Why Aluminum Does Not Hold a Normal Magnet

Strong everyday magnetic attraction is mainly associated with materials such as iron and many carbon steels.

Aluminum does not respond in the same way. Although it can show a very weak magnetic response under controlled conditions, this force is far too small to hold an ordinary magnet against an aluminum profile.

The same is generally true for commonly used aluminum alloys.

Why Does a Magnet Sometimes Stick to an Aluminum Product?

When a magnet sticks to one section of an aluminum assembly, inspect the area carefully.

The attraction may come from:

  • Carbon-steel screws

  • Steel mounting plates

  • Internal reinforcement

  • Springs

  • Steel washers

  • Magnetic tool fragments

  • Iron contamination from fabrication

  • Another metal beneath a decorative cover

Move the magnet along the complete part. If it only sticks near joints, holes, or fasteners, the magnetic response probably comes from another component.

Can a Moving Magnet React with Aluminum?

A strong magnet moving near a thick aluminum plate may feel resistance even though it does not stick.

The changing magnetic field creates electrical currents inside the conductive aluminum. These are called eddy currents. The resulting force opposes the motion of the magnet.

This effect is used in technologies such as:

  • Eddy-current brakes

  • Metal-sorting systems

  • Non-contact inspection equipment

  • Induction systems

  • Speed-control devices

This resistance during movement should not be confused with the permanent attraction found in magnetic steel.

Can a Magnet Identify Aluminum Alloy Grade?

No. A magnet test cannot identify whether a profile is made from a particular aluminum alloy or temper.

It also cannot confirm:

  • Chemical composition

  • Tensile strength

  • Hardness

  • Heat-treatment condition

  • Wall thickness

  • Surface-treatment quality

  • Dimensional tolerance

  • Corrosion resistance

Several aluminum alloys can all appear non-magnetic while having very different mechanical and processing properties.

Better Ways to Verify Aluminum Material

Professional material verification may include:

  1. Reviewing the material certificate

  2. Checking alloy composition with suitable analytical equipment

  3. Measuring hardness or electrical conductivity

  4. Comparing dimensions with the approved drawing

  5. Measuring wall thickness

  6. Inspecting surface finish and straightness

  7. Confirming the specified temper

  8. Testing a production sample

For customized extrusions, the approved drawing and production specification are more reliable than a simple magnet test.

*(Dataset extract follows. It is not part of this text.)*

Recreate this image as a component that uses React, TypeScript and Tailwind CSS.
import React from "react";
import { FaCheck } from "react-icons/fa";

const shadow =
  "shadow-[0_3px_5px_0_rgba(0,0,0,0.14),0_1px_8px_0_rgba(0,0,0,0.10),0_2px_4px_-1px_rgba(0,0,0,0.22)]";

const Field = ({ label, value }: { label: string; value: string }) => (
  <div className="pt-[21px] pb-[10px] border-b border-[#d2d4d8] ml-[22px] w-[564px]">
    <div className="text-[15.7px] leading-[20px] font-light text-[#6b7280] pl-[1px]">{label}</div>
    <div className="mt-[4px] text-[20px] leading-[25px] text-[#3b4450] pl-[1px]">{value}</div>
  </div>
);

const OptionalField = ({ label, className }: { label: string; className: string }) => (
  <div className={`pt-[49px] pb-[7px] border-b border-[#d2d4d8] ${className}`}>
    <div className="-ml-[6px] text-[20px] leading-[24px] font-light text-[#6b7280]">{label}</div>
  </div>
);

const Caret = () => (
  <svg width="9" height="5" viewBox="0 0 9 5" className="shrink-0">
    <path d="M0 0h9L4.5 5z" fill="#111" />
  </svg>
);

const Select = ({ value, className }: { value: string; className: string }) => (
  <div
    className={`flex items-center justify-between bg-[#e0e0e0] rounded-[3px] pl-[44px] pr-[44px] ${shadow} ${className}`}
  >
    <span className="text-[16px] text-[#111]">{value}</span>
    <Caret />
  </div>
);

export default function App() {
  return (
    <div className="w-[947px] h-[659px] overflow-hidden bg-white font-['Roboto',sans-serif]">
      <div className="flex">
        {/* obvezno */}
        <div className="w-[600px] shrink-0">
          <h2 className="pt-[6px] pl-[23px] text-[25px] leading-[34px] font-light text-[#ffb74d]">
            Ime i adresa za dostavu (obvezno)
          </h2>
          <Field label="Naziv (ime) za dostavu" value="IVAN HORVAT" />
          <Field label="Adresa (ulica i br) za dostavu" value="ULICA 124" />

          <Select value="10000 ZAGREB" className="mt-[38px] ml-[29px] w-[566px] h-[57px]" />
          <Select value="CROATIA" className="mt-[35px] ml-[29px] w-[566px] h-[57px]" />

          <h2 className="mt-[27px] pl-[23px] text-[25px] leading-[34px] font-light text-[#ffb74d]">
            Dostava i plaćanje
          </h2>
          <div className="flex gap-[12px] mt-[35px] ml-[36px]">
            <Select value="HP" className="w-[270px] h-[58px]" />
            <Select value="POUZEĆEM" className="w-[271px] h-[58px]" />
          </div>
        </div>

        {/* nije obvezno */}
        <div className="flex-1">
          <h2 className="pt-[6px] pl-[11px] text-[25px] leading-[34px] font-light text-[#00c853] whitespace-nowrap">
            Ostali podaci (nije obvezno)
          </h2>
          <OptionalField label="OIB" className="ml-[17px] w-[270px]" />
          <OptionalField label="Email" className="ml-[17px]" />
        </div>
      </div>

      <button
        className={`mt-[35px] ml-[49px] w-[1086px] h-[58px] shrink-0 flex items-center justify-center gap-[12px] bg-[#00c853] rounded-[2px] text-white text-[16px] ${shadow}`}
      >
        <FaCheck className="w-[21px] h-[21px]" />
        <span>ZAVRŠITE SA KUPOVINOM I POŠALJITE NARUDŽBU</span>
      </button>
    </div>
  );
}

Preventing Steel Contamination

Iron particles can be transferred onto aluminum when tools and work areas are shared with carbon-steel fabrication.

Possible sources include:

  • Steel grinding dust

  • Used wire brushes

  • Contaminated sanding tools

  • Cutting debris

  • Steel worktables

  • Mixed storage racks

These particles may later create brown marks or local surface contamination.

Separate tools, controlled storage, and clean processing areas help protect visible aluminum surfaces.

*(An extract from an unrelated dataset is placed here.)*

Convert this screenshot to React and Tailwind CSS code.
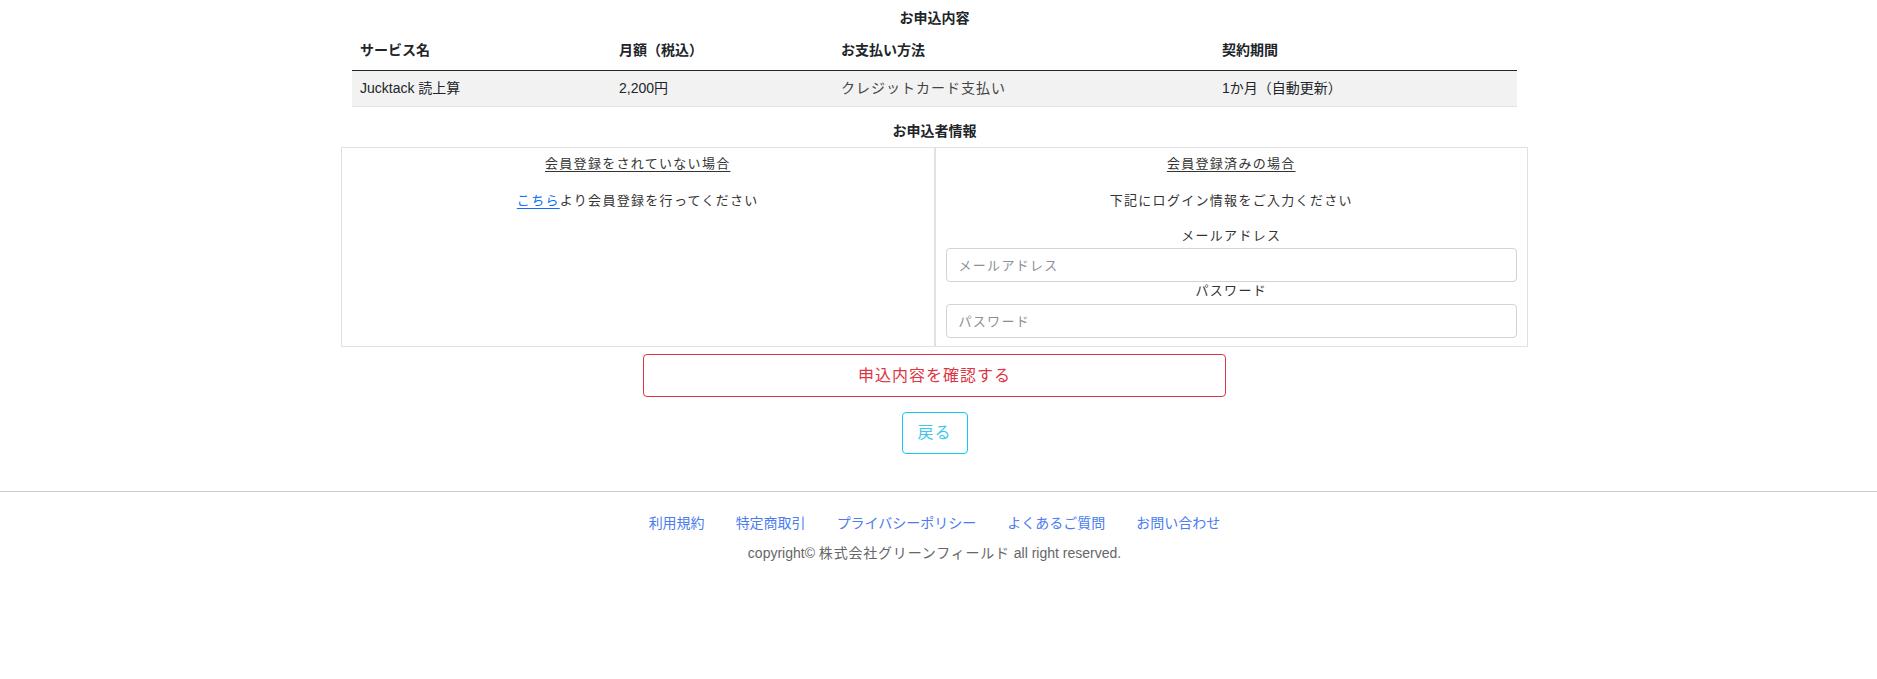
import React from 'react';

const font = {
  fontFamily: '"Liberation Sans", "Noto Sans CJK JP", sans-serif',
};

const Heading = ({ children, className = '' }) => (
  <h2 className={`text-center text-[14px] font-bold leading-[21px] text-[#212529] ${className}`}>
    {children}
  </h2>
);

const Field = ({ label, type, first }) => (
  <div>
    <p className={`text-center text-[13px] leading-[18px] tracking-[1.3px] text-[#333] ${first ? 'mt-[16px]' : ''}`}>
      {label}
    </p>
    <input
      type={type}
      placeholder={label}
      className={`block w-full h-[34px] rounded-[4px] border border-[#ced4da] px-[12px] text-[13px] tracking-[1.3px] placeholder:text-[#8a8f96] outline-none ${first ? 'mt-[3px]' : 'mt-[4px]'}`}
    />
  </div>
);

const App = () => {
  const links = ['利用規約', '特定商取引', 'プライバシーポリシー', 'よくあるご質問', 'お問い合わせ'];

  return (
    <div className="min-h-screen bg-white text-[#212529]" style={font}>
      <div className="pr-[8px]">
        <div className="mx-auto w-[1187px]">
          <Heading className="pt-[8px] mb-[2px]">お申込内容</Heading>

          <div className="px-[11px]">
            <table className="w-full border-collapse text-[14px]">
              <colgroup>
                <col className="w-[259px]" />
                <col className="w-[222px]" />
                <col className="w-[381px]" />
                <col />
              </colgroup>
              <thead>
                <tr className="border-b border-[#212529]">
                  <th className="px-[8px] py-[9px] text-left font-bold leading-[21px]">サービス名</th>
                  <th className="px-[8px] py-[9px] text-left font-bold leading-[21px]">月額（税込）</th>
                  <th className="px-[8px] py-[9px] text-left font-bold leading-[21px]">お支払い方法</th>
                  <th className="px-[8px] py-[9px] text-left font-bold leading-[21px]">契約期間</th>
                </tr>
              </thead>
              <tbody>
                <tr className="border-b border-[#dee2e6] bg-[#f2f2f2]">
                  <td className="px-[8px] py-[7px] leading-[21px]">Jucktack 読上算</td>
                  <td className="px-[8px] py-[7px] leading-[21px]">2,200円</td>
                  <td className="px-[8px] py-[7px] leading-[21px] tracking-[1px] text-[#444]">クレジットカード支払い</td>
                  <td className="px-[8px] py-[7px] leading-[21px]">1か月（自動更新）</td>
                </tr>
              </tbody>
            </table>
          </div>

          <Heading className="mt-[14px] mb-[5px]">お申込者情報</Heading>

          <div className="grid grid-cols-2">
            <div className="border border-[#dee2e6] px-[10px] pt-[5px] text-center">
              <p className="text-[13px] leading-[21px] tracking-[1.3px] text-[#333] underline underline-offset-[3px]">
                会員登録をされていない場合
              </p>
              <p className="mt-[16px] text-[13px] leading-[21px] tracking-[1.3px] text-[#333]">
                <a href="#" className="text-[#0d6efd] underline underline-offset-[3px]">こちら</a>
                より会員登録を行ってください
              </p>
            </div>
            <div className="border border-[#dee2e6] px-[10px] pt-[5px] pb-[8px]">
              <p className="text-center text-[13px] leading-[21px] tracking-[1.3px] text-[#333] underline underline-offset-[3px]">
                会員登録済みの場合
              </p>
              <p className="mt-[16px] text-center text-[13px] leading-[21px] tracking-[1.3px] text-[#333]">
                下記にログイン情報をご入力ください
              </p>
              <Field label="メールアドレス" type="email" first />
              <Field label="パスワード" type="password" />
            </div>
          </div>

          <button className="mx-auto mt-[7px] block h-[43px] w-[583px] rounded-[4px] border border-[#dc3545] text-[16px] tracking-[1px] text-[#dc3545]">
            申込内容を確認する
          </button>

          <button className="mx-auto mt-[15px] block h-[42px] w-[66px] rounded-[4px] border border-[#0dcaf0] text-[16px] tracking-[1px] text-[#3cc8ee]">
            戻る
          </button>
        </div>
      </div>

      <footer className="mt-[37px] border-t border-[#cccccc] pt-[21px] pr-[8px] text-center">
        <ul className="flex justify-center gap-[31px] text-[14px] leading-[21px] text-[#4a7cf0]">
          {links.map(link => (
            <li key={link}>
              <a href="#">{link}</a>
            </li>
          ))}
        </ul>
        <p className="mt-[9px] text-[14px] leading-[21px] text-[#666]">
          copyright© <span className="tracking-[0.8px]">株式会社グリーンフィールド</span> all right reserved.
        </p>
      </footer>
    </div>
  );
};

export default App;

Our Quality-Control Approach

We produce aluminum profiles for lighting, solar mounting, architecture, furniture, and industrial applications. Material inspection, extrusion monitoring, dimensional checks, surface control, and final inspection are included in our production process.

Our quality-management system supports traceability from raw material through extrusion, machining, finishing, and packaging.

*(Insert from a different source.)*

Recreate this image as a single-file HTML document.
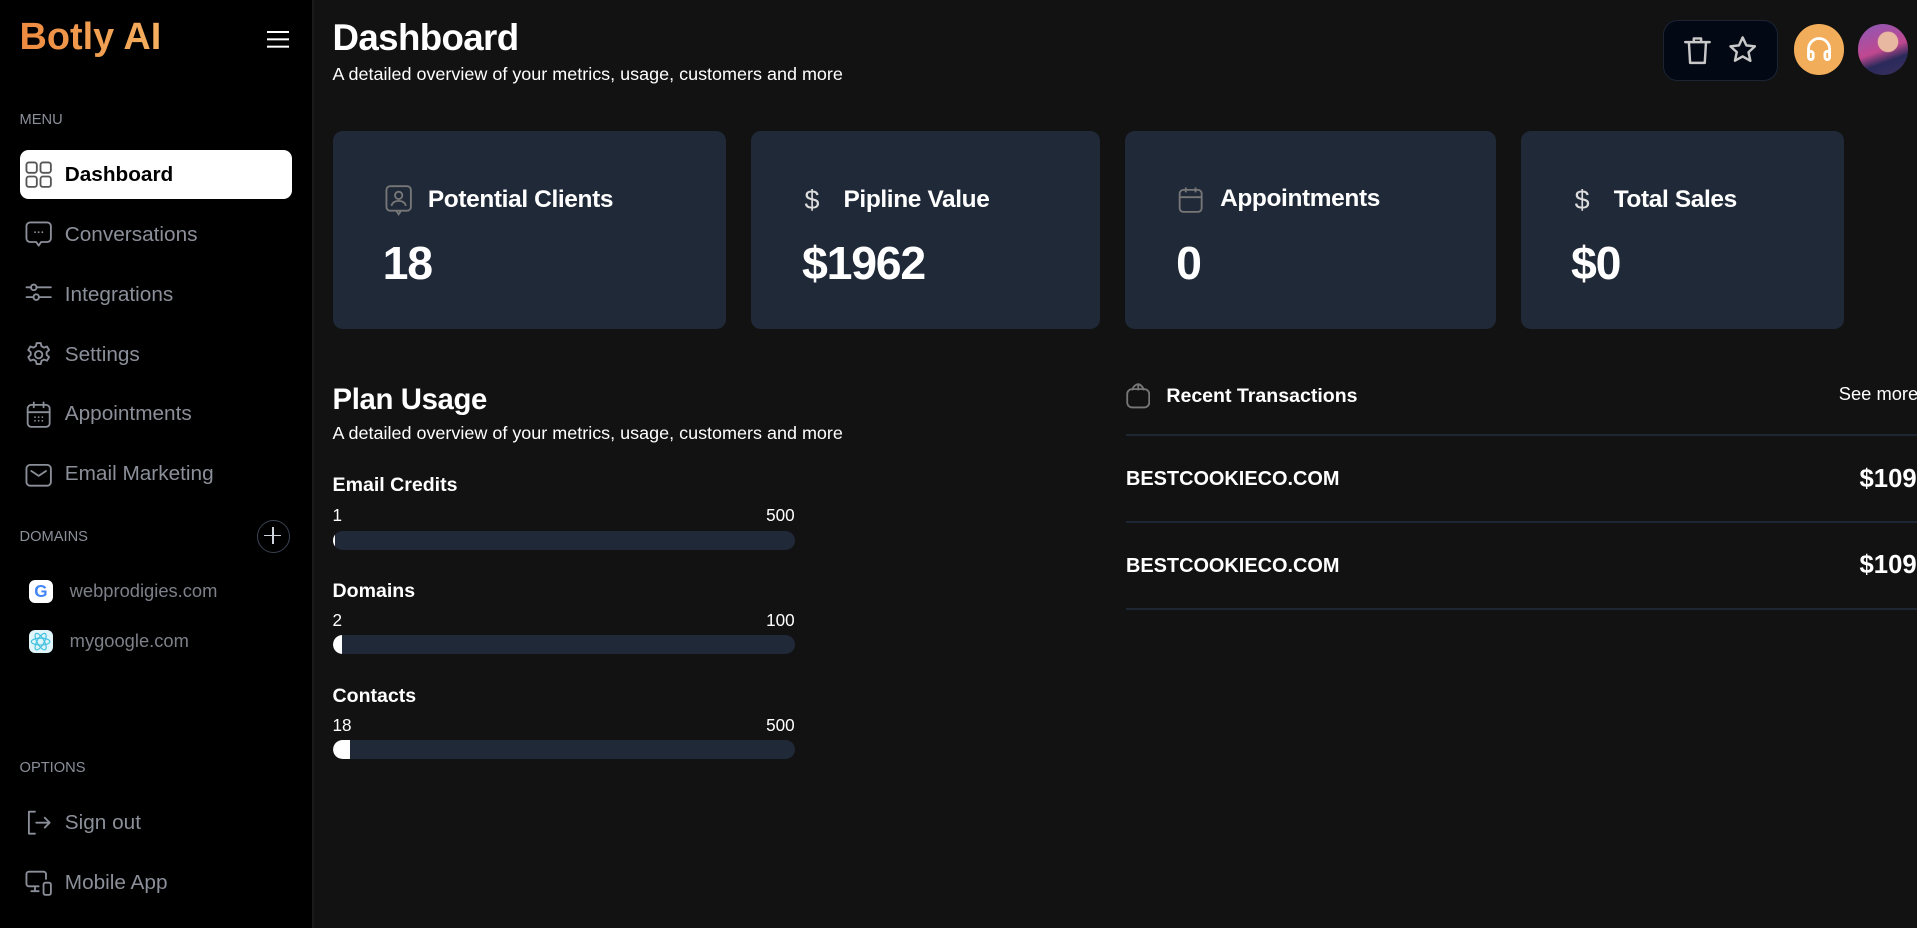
<!DOCTYPE html>
<html><head><meta charset="utf-8"><style>
html,body{margin:0;padding:0;background:#121212;overflow:hidden}
body{width:1568px;height:759px;zoom:1.22258;position:relative;font-family:"Liberation Sans",sans-serif;color:#fff}
.a{position:absolute}
.side{left:0;top:0;width:255px;height:759px;background:#000}
.sep{left:255px;top:0;width:2px;height:759px;background:#1a1a1a}
.logo{left:16px;top:13px;font-size:31px;font-weight:bold;background:linear-gradient(90deg,#ee8a40,#f4b060);-webkit-background-clip:text;color:transparent}
.lab{font-size:12px;color:#8a8f9a;left:16px}
.nav{left:20px;font-size:17px;color:#8b8f99;display:flex;align-items:center;gap:9px}
.nav svg{width:24px;height:24px;fill:none;stroke:#8b8f99;stroke-width:1.5;stroke-linecap:round;stroke-linejoin:round}
.act{left:16px;top:123px;width:223px;height:40px;background:#fff;border-radius:7px}
.card{top:107px;height:162px;background:#202938;border-radius:8px}
.card .t{position:absolute;top:44px;font-size:20px;font-weight:bold;display:flex;align-items:center;gap:12px;letter-spacing:-0.3px}
.card .v{position:absolute;top:86px;font-size:38px;font-weight:bold;letter-spacing:-1px}
.bar{left:272px;width:378px;height:16px;background:#202938;border-radius:8px;overflow:hidden}
.bar i{display:block;height:16px;background:#fff;border-radius:8px 0 0 8px}
.pl{font-size:16px;font-weight:bold;left:272px}
.num{font-size:14px;left:272px;width:378px;display:flex;justify-content:space-between}
.hr{left:921px;width:647px;height:2px;background:#1e2533}
.tx{left:921px;font-size:16.3px;font-weight:bold}
</style></head><body>
<div class="a side"></div><div class="a sep"></div>
<div class="a logo">Botly AI</div>
<div class="a" style="left:218px;top:25px;width:18px;height:2px;background:#fff;box-shadow:0 6px 0 #fff,0 12px 0 #fff"></div>
<div class="a lab" style="top:92px">MENU</div>
<div class="a act"></div>
<div class="a nav" style="top:131px;color:#000;font-weight:bold"><svg viewBox="0 0 24 24" style="stroke:#555"><rect x="2" y="2" width="8.5" height="8.5" rx="2"/><rect x="13.5" y="2" width="8.5" height="8.5" rx="2"/><rect x="2" y="13.5" width="8.5" height="8.5" rx="2"/><rect x="13.5" y="13.5" width="8.5" height="8.5" rx="2"/></svg>Dashboard</div>
<div class="a nav" style="top:180px"><svg viewBox="0 0 24 24"><path d="M5 2h14a3 3 0 0 1 3 3v10a3 3 0 0 1-3 3h-5l-2 3-2-3H5a3 3 0 0 1-3-3V5a3 3 0 0 1 3-3z"/><path d="M9 10h.01M12 10h.01M15 10h.01"/></svg>Conversations</div>
<div class="a nav" style="top:229px"><svg viewBox="0 0 24 24"><path d="M2 6h4M10 6h12M2 14h6M12 14h10"/><circle cx="8" cy="6" r="2.3"/><circle cx="10" cy="14" r="2.3"/></svg>Integrations</div>
<div class="a nav" style="top:278px"><svg viewBox="0 0 24 24"><circle cx="12" cy="12" r="3"/><path d="M10.3 2.5h3.4l.6 2.6 2 1.1 2.5-.9 1.7 2.9-2 1.8v2.2l2 1.8-1.7 2.9-2.5-.9-2 1.1-.6 2.6h-3.4l-.6-2.6-2-1.1-2.5.9-1.7-2.9 2-1.8v-2.2l-2-1.8 1.7-2.9 2.5.9 2-1.1z"/></svg>Settings</div>
<div class="a nav" style="top:327px"><svg viewBox="0 0 24 24"><rect x="3" y="4" width="18" height="18" rx="3"/><path d="M8 2v4M16 2v4M3 10h18M9 14h.01M12 14h.01M15 14h.01M9 17h.01M12 17h.01M15 17h.01"/></svg>Appointments</div>
<div class="a nav" style="top:376px"><svg viewBox="0 0 24 24"><rect x="2" y="4" width="20" height="17" rx="3"/><path d="M6 9l6 4 6-4"/></svg>Email Marketing</div>
<div class="a lab" style="top:433px">DOMAINS</div>
<div class="a" style="left:210px;top:425px;width:27px;height:27px;border:1.5px solid #3a4252;border-radius:50%;box-sizing:border-box"><div class="a" style="left:5px;top:11.5px;width:14px;height:1.5px;background:#cfd3da"></div><div class="a" style="left:11.5px;top:5px;width:1.5px;height:14px;background:#cfd3da"></div></div>
<div class="a" style="left:24px;top:474px;width:19px;height:19px;background:#fff;border-radius:5px;font-size:14px;font-weight:bold;text-align:center;line-height:19px;color:#4285f4">G</div>
<div class="a" style="left:57px;top:474px;font-size:15px;color:#7d8088">webprodigies.com</div>
<div class="a" style="left:24px;top:515px;width:19px;height:19px;background:#dff5fa;border-radius:5px"><svg viewBox="0 0 20 20" width="19" height="19" fill="none" stroke="#40c0e0" stroke-width="1"><ellipse cx="10" cy="10" rx="8" ry="3"/><ellipse cx="10" cy="10" rx="8" ry="3" transform="rotate(60 10 10)"/><ellipse cx="10" cy="10" rx="8" ry="3" transform="rotate(120 10 10)"/></svg></div>
<div class="a" style="left:57px;top:515px;font-size:15px;color:#7d8088">mygoogle.com</div>
<div class="a lab" style="top:622px">OPTIONS</div>
<div class="a nav" style="top:661px"><svg viewBox="0 0 24 24"><path d="M9 3H4v18h5M10 12h11M17 8l4 4-4 4"/></svg>Sign out</div>
<div class="a nav" style="top:710px"><svg viewBox="0 0 24 24"><path d="M18 9V5a2 2 0 0 0-2-2H4a2 2 0 0 0-2 2v8a2 2 0 0 0 2 2h8M6 19h6M9 15v4"/><rect x="16" y="12" width="6" height="10" rx="1.5"/></svg>Mobile App</div>

<div class="a" style="left:272px;top:14px;font-size:30px;font-weight:bold;letter-spacing:-0.5px">Dashboard</div>
<div class="a" style="left:272px;top:52px;font-size:14.7px">A detailed overview of your metrics, usage, customers and more</div>
<div class="a" style="left:1360px;top:16px;width:94px;height:50px;background:#020814;border:1px solid #1c2434;border-radius:12px;box-sizing:border-box">
<svg class="a" style="left:17px;top:13px" width="22" height="24" viewBox="0 0 22 24" fill="none" stroke="#c8c8c8" stroke-width="2" stroke-linecap="round" stroke-linejoin="round"><path d="M1 5h20M8 5V2h6v3M4 5l1 17h12l1-17"/></svg>
<svg class="a" style="left:53px;top:12px" width="24" height="24" viewBox="0 0 24 24" fill="none" stroke="#c8c8c8" stroke-width="2" stroke-linejoin="round"><path d="M12 2l3 6.5 7 .8-5.2 4.8 1.5 7L12 17.5 5.7 21l1.5-7L2 9.3l7-.8z"/></svg></div>
<div class="a" style="left:1467px;top:20px;width:41px;height:41px;border-radius:50%;background:#f2ad5a"><svg class="a" style="left:9px;top:9px" width="23" height="23" viewBox="0 0 24 24" fill="none" stroke="#fff" stroke-width="2.4" stroke-linecap="round"><path d="M3 16v-4a9 9 0 0 1 18 0v4"/><rect x="3" y="14" width="4" height="7" rx="2"/><rect x="17" y="14" width="4" height="7" rx="2"/></svg></div>
<div class="a" style="left:1520px;top:20px;width:41px;height:41px;border-radius:50%;background:radial-gradient(circle at 60% 35%,#e8b8a0 0 22%,transparent 24%),linear-gradient(160deg,#8a5ab8,#c04890 50%,#2a2a5a 70%,#3a3060)"></div>

<div class="a card" style="left:272px;width:322px"><div class="t" style="left:42px"><svg width="24" height="26" viewBox="0 0 24 26" fill="none" stroke="#777" stroke-width="1.5"><rect x="2" y="1" width="20" height="20" rx="3"/><circle cx="12" cy="8.5" r="3"/><path d="M6 17c1-3 3.5-4 6-4s5 1 6 4M10 21l2 3 2-3"/></svg>Potential Clients</div><div class="v" style="left:41px">18</div></div>
<div class="a card" style="left:614px;width:286px"><div class="t" style="left:44px;gap:20px"><span style="font-weight:normal;font-size:22px;color:#ddd">$</span>Pipline Value</div><div class="v" style="left:42px">$1962</div></div>
<div class="a card" style="left:920px;width:304px"><div class="t" style="left:42px"><svg width="24" height="24" viewBox="0 0 24 24" fill="none" stroke="#777" stroke-width="1.5"><rect x="3" y="4" width="18" height="18" rx="3"/><path d="M8 2v4M16 2v4M3 10h18M9 14h.01M12 14h.01M15 14h.01M9 17h.01M12 17h.01M15 17h.01"/></svg>Appointments</div><div class="v" style="left:42px">0</div></div>
<div class="a card" style="left:1244px;width:264px"><div class="t" style="left:44px;gap:20px"><span style="font-weight:normal;font-size:22px;color:#ddd">$</span>Total Sales</div><div class="v" style="left:41px">$0</div></div>

<div class="a" style="left:272px;top:313px;font-size:24px;font-weight:bold;letter-spacing:-0.3px">Plan Usage</div>
<div class="a" style="left:272px;top:346px;font-size:14.7px">A detailed overview of your metrics, usage, customers and more</div>
<div class="a pl" style="top:388px">Email Credits</div>
<div class="a num" style="top:414px"><span>1</span><span>500</span></div>
<div class="a bar" style="top:434px"><i style="width:2px"></i></div>
<div class="a pl" style="top:474px">Domains</div>
<div class="a num" style="top:500px"><span>2</span><span>100</span></div>
<div class="a bar" style="top:519px"><i style="width:8px"></i></div>
<div class="a pl" style="top:560px">Contacts</div>
<div class="a num" style="top:586px"><span>18</span><span>500</span></div>
<div class="a bar" style="top:605px"><i style="width:14px"></i></div>

<svg class="a" style="left:921px;top:313px" width="20" height="22" viewBox="0 0 20 22" fill="none" stroke="#777" stroke-width="1.5"><rect x="1" y="5" width="18" height="15" rx="4"/><path d="M5 6c1-4 4-5 5-5s3 1 5 5M10 1v5"/></svg>
<div class="a" style="left:954px;top:315px;font-size:16px;font-weight:bold">Recent Transactions</div>
<div class="a" style="left:1504px;top:313px;font-size:15px;white-space:nowrap">See more</div>
<div class="a hr" style="top:355px"></div>
<div class="a tx" style="top:383px">BESTCOOKIECO.COM</div>
<div class="a" style="left:1521px;top:380px;font-size:21px;font-weight:bold">$109</div>
<div class="a hr" style="top:426px"></div>
<div class="a tx" style="top:454px">BESTCOOKIECO.COM</div>
<div class="a" style="left:1521px;top:451px;font-size:21px;font-weight:bold">$109</div>
<div class="a hr" style="top:497px"></div>
</body></html>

For project orders, buyers should clearly identify:

  • Required alloy and temper

  • Visible and non-visible surfaces

  • Permitted dimensional tolerance

  • Machining requirements

  • Fastener material

  • Indoor or outdoor environment

  • Packaging protection

What a Magnet Test Can Tell You

A normal magnet usually does not stick to an aluminum alloy. When it does, the attraction often comes from a steel fastener, insert, bracket, or contaminant.

Use a magnet as a quick screening tool, but do not treat it as proof of alloy grade or finished-product quality.